5 tips to create an outline for presentations
Presentations, PPTs, Flash-based or any other multi-media presentation, are carved with creativity. This creativity is equally spread in textual contents, images, videos and animations, if any. But the fact remains that however appealing stories you weave into your presentation, however attention-grabbing images you use in it, however fascinating textual contents you write or however catchy graphs, diagrams or charts you insert in it, if you haven’t prepared a defined outline for the entire presentation, more often than not your presentation would fall flat by the standards of quality.

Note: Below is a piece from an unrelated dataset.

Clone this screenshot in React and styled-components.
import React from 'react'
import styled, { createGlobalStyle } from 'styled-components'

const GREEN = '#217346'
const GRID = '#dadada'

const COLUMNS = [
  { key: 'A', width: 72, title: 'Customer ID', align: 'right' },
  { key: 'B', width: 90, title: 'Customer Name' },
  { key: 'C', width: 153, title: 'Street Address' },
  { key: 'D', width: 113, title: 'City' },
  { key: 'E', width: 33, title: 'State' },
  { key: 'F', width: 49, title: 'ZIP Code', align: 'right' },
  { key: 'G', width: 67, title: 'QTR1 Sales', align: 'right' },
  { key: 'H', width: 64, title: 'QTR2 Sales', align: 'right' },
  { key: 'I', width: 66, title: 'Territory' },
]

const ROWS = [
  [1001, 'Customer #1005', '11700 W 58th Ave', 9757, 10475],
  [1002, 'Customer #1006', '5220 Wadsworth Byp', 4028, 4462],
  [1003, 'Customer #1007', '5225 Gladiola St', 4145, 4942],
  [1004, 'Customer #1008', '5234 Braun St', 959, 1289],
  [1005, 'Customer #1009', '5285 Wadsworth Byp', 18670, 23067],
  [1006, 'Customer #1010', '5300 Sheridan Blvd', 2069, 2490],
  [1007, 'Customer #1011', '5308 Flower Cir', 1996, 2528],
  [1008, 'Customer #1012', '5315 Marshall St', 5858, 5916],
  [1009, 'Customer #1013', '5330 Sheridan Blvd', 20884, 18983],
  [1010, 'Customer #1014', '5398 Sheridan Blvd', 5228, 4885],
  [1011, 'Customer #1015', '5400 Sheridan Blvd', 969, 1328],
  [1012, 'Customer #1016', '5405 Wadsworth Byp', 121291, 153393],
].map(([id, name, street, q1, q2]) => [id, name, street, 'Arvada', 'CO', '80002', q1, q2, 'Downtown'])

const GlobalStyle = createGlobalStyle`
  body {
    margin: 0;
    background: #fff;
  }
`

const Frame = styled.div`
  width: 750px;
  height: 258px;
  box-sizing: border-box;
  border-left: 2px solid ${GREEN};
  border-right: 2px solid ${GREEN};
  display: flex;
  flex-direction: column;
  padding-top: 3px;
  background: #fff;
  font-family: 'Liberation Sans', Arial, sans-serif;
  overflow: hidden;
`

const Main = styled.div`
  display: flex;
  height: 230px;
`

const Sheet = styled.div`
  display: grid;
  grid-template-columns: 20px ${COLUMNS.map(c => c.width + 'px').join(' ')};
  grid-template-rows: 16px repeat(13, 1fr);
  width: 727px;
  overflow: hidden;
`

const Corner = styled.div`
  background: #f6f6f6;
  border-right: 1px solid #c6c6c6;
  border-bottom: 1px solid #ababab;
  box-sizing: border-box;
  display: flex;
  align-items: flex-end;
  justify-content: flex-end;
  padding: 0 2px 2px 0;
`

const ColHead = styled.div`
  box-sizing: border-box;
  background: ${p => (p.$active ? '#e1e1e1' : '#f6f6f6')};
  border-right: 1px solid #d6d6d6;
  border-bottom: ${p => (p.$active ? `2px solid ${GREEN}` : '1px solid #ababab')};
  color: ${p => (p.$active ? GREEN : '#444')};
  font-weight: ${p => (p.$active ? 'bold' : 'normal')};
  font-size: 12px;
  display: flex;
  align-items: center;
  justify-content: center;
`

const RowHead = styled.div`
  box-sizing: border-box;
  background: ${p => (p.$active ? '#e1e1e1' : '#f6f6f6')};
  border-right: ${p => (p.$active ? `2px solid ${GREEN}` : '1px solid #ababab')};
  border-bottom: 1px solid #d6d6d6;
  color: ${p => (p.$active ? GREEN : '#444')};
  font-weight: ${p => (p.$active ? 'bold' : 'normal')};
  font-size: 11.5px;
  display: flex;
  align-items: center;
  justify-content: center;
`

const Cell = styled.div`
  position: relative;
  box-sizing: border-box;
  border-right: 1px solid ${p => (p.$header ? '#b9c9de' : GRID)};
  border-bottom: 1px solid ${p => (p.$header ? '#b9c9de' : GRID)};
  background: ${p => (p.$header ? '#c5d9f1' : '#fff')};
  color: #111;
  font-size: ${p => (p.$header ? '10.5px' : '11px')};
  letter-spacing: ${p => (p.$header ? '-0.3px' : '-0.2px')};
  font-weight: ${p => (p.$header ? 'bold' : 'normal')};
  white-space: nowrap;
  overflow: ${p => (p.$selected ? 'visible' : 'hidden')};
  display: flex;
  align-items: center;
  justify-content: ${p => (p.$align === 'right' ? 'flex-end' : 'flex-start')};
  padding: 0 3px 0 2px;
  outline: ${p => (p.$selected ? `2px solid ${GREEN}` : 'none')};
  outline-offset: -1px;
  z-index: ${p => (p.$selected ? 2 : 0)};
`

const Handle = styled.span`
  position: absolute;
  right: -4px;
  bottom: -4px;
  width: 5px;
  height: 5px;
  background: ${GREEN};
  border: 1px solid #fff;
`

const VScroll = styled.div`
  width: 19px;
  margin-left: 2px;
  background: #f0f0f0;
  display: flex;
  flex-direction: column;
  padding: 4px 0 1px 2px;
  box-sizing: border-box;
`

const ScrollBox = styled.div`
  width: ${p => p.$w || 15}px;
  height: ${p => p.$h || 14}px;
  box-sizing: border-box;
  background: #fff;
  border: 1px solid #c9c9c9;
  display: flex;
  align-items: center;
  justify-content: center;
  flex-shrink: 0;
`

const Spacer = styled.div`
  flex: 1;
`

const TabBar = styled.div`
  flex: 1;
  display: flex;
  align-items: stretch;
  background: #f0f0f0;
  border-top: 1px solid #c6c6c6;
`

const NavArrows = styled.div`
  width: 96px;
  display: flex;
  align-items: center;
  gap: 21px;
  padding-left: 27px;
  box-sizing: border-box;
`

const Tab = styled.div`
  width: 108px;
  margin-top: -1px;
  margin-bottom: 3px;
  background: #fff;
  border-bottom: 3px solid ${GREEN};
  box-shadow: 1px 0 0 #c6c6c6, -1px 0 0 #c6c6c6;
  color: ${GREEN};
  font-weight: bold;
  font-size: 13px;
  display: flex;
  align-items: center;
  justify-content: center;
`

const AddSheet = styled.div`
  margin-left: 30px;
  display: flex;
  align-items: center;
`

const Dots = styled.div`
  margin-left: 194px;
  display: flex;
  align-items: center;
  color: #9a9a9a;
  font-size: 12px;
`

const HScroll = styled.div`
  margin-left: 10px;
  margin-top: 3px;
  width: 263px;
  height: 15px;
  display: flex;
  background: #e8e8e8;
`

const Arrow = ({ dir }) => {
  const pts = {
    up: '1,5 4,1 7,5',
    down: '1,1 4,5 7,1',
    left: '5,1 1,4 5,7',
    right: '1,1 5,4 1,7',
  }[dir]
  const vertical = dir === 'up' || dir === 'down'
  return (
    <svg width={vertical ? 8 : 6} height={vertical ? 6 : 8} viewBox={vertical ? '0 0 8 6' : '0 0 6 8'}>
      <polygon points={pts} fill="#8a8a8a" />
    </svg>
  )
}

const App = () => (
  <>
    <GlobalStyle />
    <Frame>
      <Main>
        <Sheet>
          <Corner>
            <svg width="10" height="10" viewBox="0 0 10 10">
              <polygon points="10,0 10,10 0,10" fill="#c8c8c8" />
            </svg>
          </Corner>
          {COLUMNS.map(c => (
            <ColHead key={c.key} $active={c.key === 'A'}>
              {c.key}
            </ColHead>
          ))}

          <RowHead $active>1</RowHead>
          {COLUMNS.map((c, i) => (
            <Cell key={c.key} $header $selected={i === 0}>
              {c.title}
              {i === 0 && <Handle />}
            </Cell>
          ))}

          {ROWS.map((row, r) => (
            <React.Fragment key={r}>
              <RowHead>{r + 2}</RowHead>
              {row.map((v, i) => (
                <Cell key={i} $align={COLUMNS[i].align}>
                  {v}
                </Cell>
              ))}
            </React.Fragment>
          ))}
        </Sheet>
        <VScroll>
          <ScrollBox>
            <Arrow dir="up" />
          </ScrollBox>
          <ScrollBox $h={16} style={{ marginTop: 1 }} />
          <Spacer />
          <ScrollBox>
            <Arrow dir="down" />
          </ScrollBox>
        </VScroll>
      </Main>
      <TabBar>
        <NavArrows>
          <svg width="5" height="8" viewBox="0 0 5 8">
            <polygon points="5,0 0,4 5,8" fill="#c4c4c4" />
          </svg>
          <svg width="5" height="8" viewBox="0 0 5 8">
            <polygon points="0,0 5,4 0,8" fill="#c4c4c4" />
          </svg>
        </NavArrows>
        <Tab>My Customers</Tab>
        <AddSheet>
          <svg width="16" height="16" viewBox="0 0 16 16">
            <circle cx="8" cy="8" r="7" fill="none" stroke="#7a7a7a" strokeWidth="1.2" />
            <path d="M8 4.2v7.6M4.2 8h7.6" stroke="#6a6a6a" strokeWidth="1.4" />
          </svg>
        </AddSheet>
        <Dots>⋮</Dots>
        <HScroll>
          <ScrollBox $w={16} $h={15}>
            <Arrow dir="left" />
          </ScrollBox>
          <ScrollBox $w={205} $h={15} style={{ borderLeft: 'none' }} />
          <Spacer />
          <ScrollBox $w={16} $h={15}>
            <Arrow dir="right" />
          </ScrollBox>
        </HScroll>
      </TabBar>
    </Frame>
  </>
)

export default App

You can prepare an outline for every kind of a business-presentation by focussing on few significant points:
- Beginning: As they say, “well begun is half done”, you must put a big emphasis on the beginning-part of your presentation. Address the audience by You to involve them! Secondly, start with a question, story, or some fascinating numbers of some facts to engage your audience. A true story or strong factual numbers at the beginning of any presentation would keep the audience engaged right through.
- Crux: Come to the crux of your presentation just after the beginning! There is no point delaying it. The depth and difference of your main idea would make your audience curious adequately.

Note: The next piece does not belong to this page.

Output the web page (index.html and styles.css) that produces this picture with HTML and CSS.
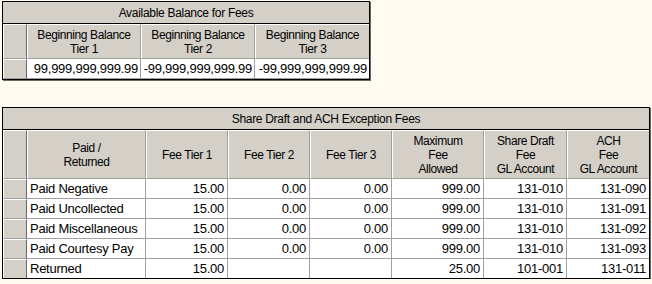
FILE: index.html
```html
<!DOCTYPE html>
<html>
<head>
<meta charset="utf-8">
<link rel="stylesheet" href="styles.css">
</head>
<body>
<div class="page">
  <table class="grid grid-top">
    <colgroup>
      <col class="c-rh"><col class="c-bal"><col class="c-bal"><col class="c-bal">
    </colgroup>
    <tr class="title-row"><th colspan="4" class="title">Available Balance for Fees</th></tr>
    <tr class="head-row top-head">
      <th class="rh"></th>
      <th>Beginning Balance<br>Tier 1</th>
      <th>Beginning Balance<br>Tier 2</th>
      <th>Beginning Balance<br>Tier 3</th>
    </tr>
    <tr class="data-row">
      <td class="rh"></td>
      <td class="num bal">99,999,999,999.99</td>
      <td class="num bal">-99,999,999,999.99</td>
      <td class="num bal">-99,999,999,999.99</td>
    </tr>
  </table>

  <table class="grid grid-bottom">
    <colgroup>
      <col class="c-rh"><col class="c-name"><col class="c-fee"><col class="c-fee"><col class="c-fee"><col class="c-max"><col class="c-gl"><col class="c-gl2">
    </colgroup>
    <tr class="title-row"><th colspan="8" class="title">Share Draft and ACH Exception Fees</th></tr>
    <tr class="head-row bottom-head">
      <th class="rh"></th>
      <th>Paid /<br>Returned</th>
      <th>Fee Tier 1</th>
      <th>Fee Tier 2</th>
      <th>Fee Tier 3</th>
      <th>Maximum<br>Fee<br>Allowed</th>
      <th>Share Draft<br>Fee<br>GL Account</th>
      <th>ACH<br>Fee<br>GL Account</th>
    </tr>
    <tr class="data-row"><td class="rh"></td><td class="txt">Paid Negative</td><td class="num">15.00</td><td class="num">0.00</td><td class="num">0.00</td><td class="num">999.00</td><td class="num">131-010</td><td class="num">131-090</td></tr>
    <tr class="data-row"><td class="rh"></td><td class="txt">Paid Uncollected</td><td class="num">15.00</td><td class="num">0.00</td><td class="num">0.00</td><td class="num">999.00</td><td class="num">131-010</td><td class="num">131-091</td></tr>
    <tr class="data-row"><td class="rh"></td><td class="txt">Paid Miscellaneous</td><td class="num">15.00</td><td class="num">0.00</td><td class="num">0.00</td><td class="num">999.00</td><td class="num">131-010</td><td class="num">131-092</td></tr>
    <tr class="data-row"><td class="rh"></td><td class="txt">Paid Courtesy Pay</td><td class="num">15.00</td><td class="num">0.00</td><td class="num">0.00</td><td class="num">999.00</td><td class="num">131-010</td><td class="num">131-093</td></tr>
    <tr class="data-row last"><td class="rh"></td><td class="txt">Returned</td><td class="num">15.00</td><td class="num"></td><td class="num"></td><td class="num">25.00</td><td class="num">101-001</td><td class="num">131-011</td></tr>
  </table>
</div>
</body>
</html>
```

FILE: styles.css
```css
html, body {
  margin: 0;
  padding: 0;
  background: #fffbf0;
}
.page {
  padding: 1px 0 0 2px;
  display: flex;
  flex-direction: column;
  align-items: flex-start;
  gap: 27px;
}
.grid {
  border-collapse: separate;
  border-spacing: 0;
  table-layout: fixed;
  border: 1px solid #000;
  box-shadow: 1px 1px 0 #6a6a6a;
  font-family: "Liberation Sans", Arial, sans-serif;
  color: #000;
}
.grid th, .grid td {
  padding: 0;
  overflow: hidden;
  white-space: nowrap;
}
.c-rh { width: 24px; }
.c-bal { width: 114px; }
.c-name { width: 119px; }
.c-fee { width: 82px; }
.c-max { width: 92px; }
.c-gl { width: 83px; }
.c-gl2 { width: 82px; }

.title {
  background: #d4d0c8;
  font-weight: normal;
  font-size: 12px;
  height: 21px;
  text-align: center;
  letter-spacing: -0.3px;
  border-bottom: 1px solid #000;
}
.head-row th {
  background: #d4d0c8;
  font-weight: normal;
  font-size: 12px;
  line-height: 14px;
  letter-spacing: -0.4px;
  text-align: center;
  vertical-align: middle;
  border-left: 1px solid #fff;
  border-top: 1px solid #fff;
  border-right: 1px solid #a0a0a0;
  border-bottom: 1px solid #a0a0a0;
}
.top-head th { height: 33px; }
.bottom-head th { height: 47px; }
.rh {
  background: #d4d0c8;
}
.head-row th.rh {
  border-right: 1px solid #696969;
}
.data-row td {
  height: 19px;
  background: #fff;
  border-right: 1px solid #a0a0a0;
  border-bottom: 1px solid #a0a0a0;
  font-size: 13px;
  line-height: 19px;
  letter-spacing: -0.25px;
}
.data-row td.rh {
  background: #d4d0c8;
  border-left: 1px solid #fff;
  border-top: 1px solid #fff;
  border-right: 1px solid #696969;
  height: 18px;
}
.data-row.last td { border-bottom: none; }
.data-row td:last-child { border-right: none; }
.head-row th:last-child { border-right: none; }
.num {
  text-align: right;
  padding-right: 3px !important;
}
.txt {
  text-align: left;
  padding-left: 3px !important;
}
.bal { padding-right: 2px !important; letter-spacing: -0.35px; }
```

- Plans: Present your plans now to tell your audience how you are prepared to implement your idea!
- Products and services: Now when you presume your audience is sufficiently curious, you present before them a glimpse of your products or services and their uniqueness and specific utility!
- Conclusion: As they say, “all is well that ends well”, you have got to finish your presentation on an emphatic note. Summary in one sentence and then the Call-of-Action must be your template.
These points may help you in preparing an outline of your presentation in your mind. You must discuss them with your colleagues. But these points have to be backed up by strong inputs and apt multi-media tools at every juncture. When everything falls in place, then only the presentation becomes effective.